◆ Job ◆
Return each line holding the string "styles".

◆ Dataset excerpts ◆

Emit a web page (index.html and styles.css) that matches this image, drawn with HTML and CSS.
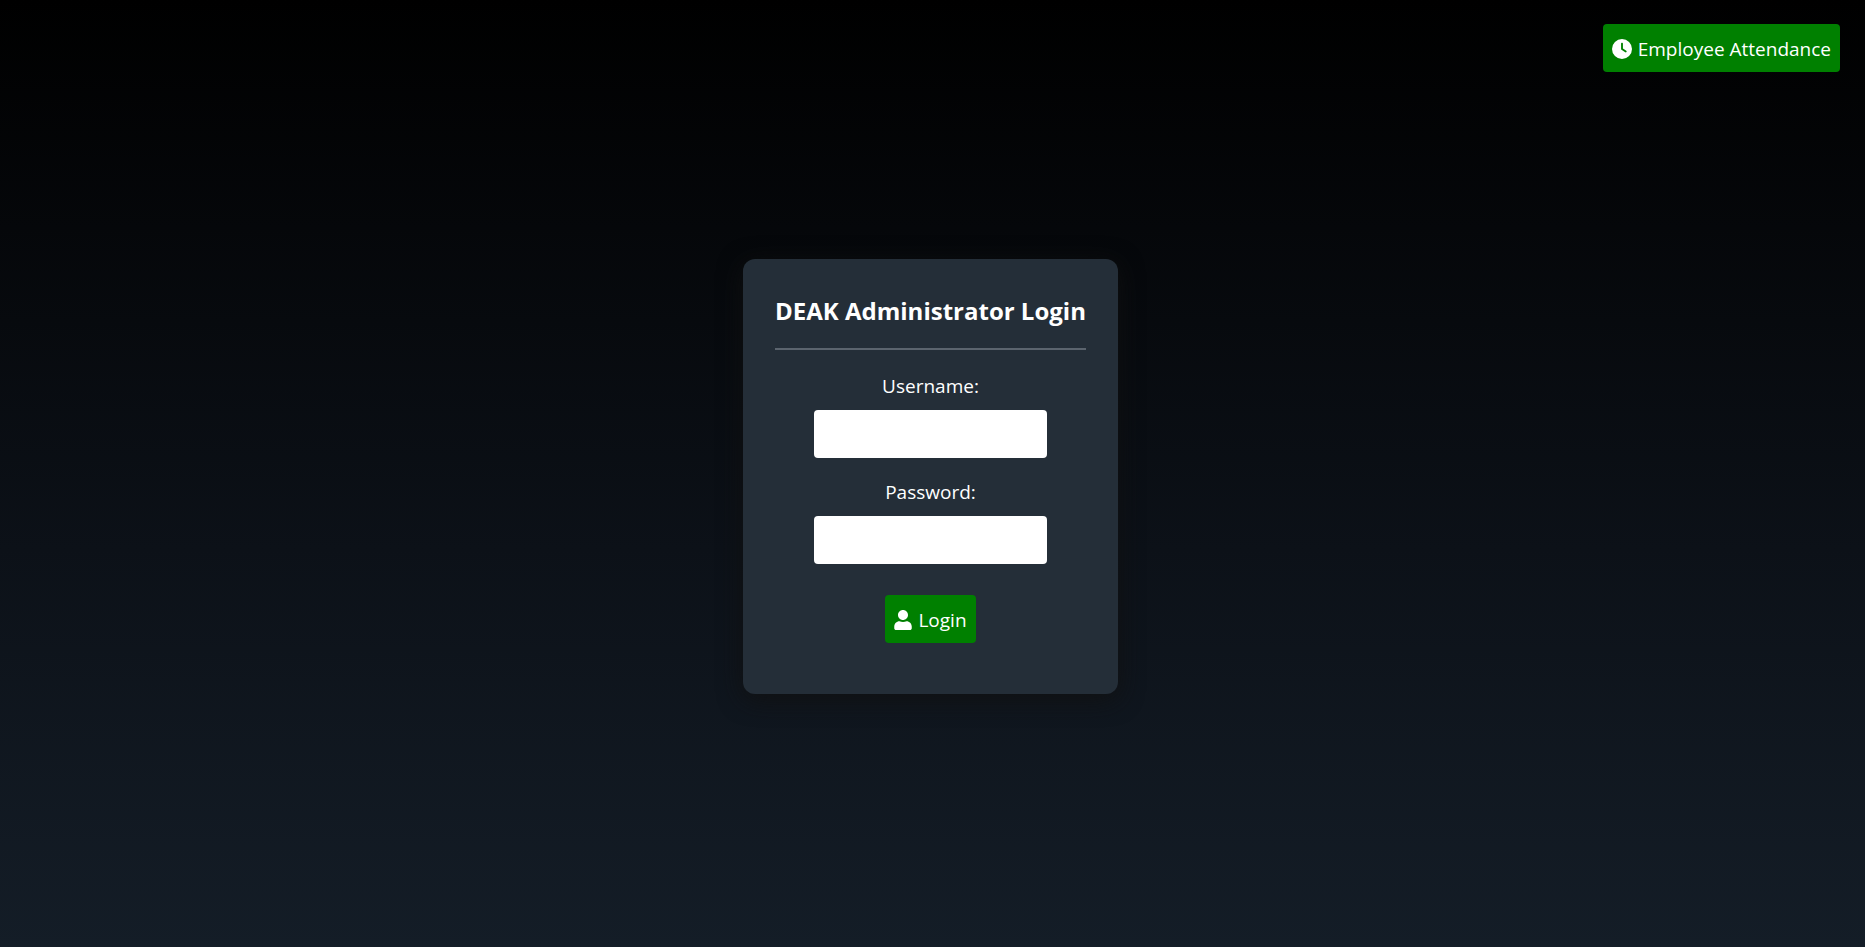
---
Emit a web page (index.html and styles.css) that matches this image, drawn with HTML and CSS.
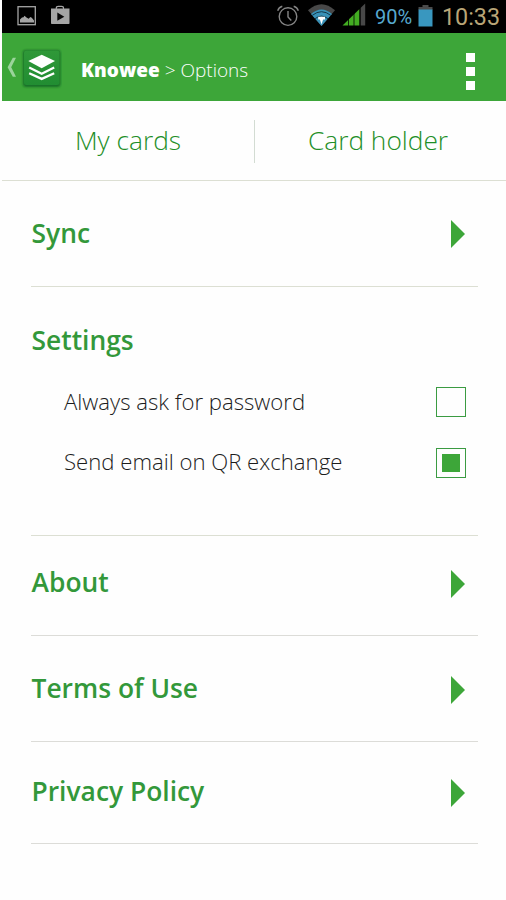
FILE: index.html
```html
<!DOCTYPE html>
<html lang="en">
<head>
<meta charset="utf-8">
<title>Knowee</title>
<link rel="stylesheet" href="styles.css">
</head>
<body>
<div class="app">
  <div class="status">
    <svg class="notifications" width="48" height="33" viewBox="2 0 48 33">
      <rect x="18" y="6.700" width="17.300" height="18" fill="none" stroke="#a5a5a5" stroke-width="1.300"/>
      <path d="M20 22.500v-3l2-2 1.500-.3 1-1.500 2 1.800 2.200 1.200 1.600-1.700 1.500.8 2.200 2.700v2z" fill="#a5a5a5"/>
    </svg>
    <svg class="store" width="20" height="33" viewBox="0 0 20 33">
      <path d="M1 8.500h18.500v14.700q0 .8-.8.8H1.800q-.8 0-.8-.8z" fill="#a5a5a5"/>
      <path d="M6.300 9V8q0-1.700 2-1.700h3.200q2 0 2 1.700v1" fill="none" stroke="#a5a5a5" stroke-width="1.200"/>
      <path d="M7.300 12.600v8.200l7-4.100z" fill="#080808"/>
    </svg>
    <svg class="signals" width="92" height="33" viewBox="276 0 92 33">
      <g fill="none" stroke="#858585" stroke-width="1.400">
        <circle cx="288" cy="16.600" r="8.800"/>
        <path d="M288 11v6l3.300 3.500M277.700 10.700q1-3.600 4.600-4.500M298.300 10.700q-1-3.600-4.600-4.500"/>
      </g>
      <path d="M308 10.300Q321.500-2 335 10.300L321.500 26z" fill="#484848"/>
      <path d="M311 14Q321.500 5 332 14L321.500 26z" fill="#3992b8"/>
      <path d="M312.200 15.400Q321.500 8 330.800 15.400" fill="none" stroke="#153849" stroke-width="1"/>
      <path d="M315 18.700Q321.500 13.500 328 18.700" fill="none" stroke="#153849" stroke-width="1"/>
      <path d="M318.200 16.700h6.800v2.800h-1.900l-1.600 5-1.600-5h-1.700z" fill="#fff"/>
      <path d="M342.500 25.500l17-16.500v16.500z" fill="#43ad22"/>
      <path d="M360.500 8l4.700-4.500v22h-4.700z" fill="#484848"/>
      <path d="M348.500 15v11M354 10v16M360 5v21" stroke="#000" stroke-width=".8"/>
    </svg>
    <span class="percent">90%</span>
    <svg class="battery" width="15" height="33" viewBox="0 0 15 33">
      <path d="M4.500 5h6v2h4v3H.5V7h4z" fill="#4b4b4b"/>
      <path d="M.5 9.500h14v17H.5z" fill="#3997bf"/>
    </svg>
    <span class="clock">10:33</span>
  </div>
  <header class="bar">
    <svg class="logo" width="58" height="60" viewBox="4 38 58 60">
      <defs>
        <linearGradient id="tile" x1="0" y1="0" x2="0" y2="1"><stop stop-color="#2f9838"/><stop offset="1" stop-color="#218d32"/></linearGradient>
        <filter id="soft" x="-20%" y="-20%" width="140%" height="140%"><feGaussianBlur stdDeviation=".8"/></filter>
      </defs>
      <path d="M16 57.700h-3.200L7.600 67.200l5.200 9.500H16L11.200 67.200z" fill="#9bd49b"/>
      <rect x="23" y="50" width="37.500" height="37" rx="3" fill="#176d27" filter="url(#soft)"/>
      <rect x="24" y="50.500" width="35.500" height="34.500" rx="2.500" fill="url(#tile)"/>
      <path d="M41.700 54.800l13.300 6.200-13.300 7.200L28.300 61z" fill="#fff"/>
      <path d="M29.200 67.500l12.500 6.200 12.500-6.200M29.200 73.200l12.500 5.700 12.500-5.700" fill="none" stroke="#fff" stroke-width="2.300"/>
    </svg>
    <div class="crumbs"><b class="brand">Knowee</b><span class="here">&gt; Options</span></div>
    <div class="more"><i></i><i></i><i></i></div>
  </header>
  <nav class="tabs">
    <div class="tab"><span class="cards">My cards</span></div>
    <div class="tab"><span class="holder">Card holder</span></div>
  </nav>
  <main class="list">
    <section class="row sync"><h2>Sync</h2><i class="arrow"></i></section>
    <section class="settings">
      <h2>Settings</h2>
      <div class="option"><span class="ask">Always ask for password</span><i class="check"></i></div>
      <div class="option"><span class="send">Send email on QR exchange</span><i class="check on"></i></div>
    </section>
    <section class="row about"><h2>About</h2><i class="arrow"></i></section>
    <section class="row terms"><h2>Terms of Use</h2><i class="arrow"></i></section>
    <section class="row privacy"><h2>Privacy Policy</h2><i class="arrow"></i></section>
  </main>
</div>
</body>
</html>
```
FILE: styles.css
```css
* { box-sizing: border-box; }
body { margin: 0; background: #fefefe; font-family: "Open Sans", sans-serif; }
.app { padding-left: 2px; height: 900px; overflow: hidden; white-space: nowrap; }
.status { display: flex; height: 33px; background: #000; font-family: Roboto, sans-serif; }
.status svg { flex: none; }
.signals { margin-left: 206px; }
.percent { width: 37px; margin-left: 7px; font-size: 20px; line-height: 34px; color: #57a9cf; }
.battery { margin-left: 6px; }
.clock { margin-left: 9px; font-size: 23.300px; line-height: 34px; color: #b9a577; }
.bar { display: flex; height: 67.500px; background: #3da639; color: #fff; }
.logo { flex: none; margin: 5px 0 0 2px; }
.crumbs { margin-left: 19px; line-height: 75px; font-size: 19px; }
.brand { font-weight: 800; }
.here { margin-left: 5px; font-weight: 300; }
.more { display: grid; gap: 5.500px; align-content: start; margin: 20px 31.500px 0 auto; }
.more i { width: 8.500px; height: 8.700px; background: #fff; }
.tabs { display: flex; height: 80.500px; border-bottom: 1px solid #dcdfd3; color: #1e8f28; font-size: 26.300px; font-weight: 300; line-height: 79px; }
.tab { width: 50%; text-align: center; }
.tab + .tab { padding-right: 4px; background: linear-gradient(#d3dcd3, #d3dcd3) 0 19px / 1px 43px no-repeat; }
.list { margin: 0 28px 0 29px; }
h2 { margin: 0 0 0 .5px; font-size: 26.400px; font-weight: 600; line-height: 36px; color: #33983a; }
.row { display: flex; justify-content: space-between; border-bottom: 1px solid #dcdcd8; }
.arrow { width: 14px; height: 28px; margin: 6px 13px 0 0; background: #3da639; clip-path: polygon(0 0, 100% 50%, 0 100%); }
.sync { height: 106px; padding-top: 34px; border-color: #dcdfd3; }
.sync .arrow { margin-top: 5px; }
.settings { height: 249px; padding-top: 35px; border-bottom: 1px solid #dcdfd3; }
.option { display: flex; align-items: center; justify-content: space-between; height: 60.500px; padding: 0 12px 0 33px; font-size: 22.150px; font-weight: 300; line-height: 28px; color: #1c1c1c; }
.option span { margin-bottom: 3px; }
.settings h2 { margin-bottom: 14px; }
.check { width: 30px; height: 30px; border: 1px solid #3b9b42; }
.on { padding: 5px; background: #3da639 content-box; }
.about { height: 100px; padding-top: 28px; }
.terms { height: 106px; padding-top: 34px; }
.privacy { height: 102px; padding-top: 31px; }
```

◆ Full answer ◆
Emit a web page (index.html and styles.css) that matches this image, drawn with HTML and CSS.
Emit a web page (index.html and styles.css) that matches this image, drawn with HTML and CSS.
<link rel="stylesheet" href="styles.css">
FILE: styles.css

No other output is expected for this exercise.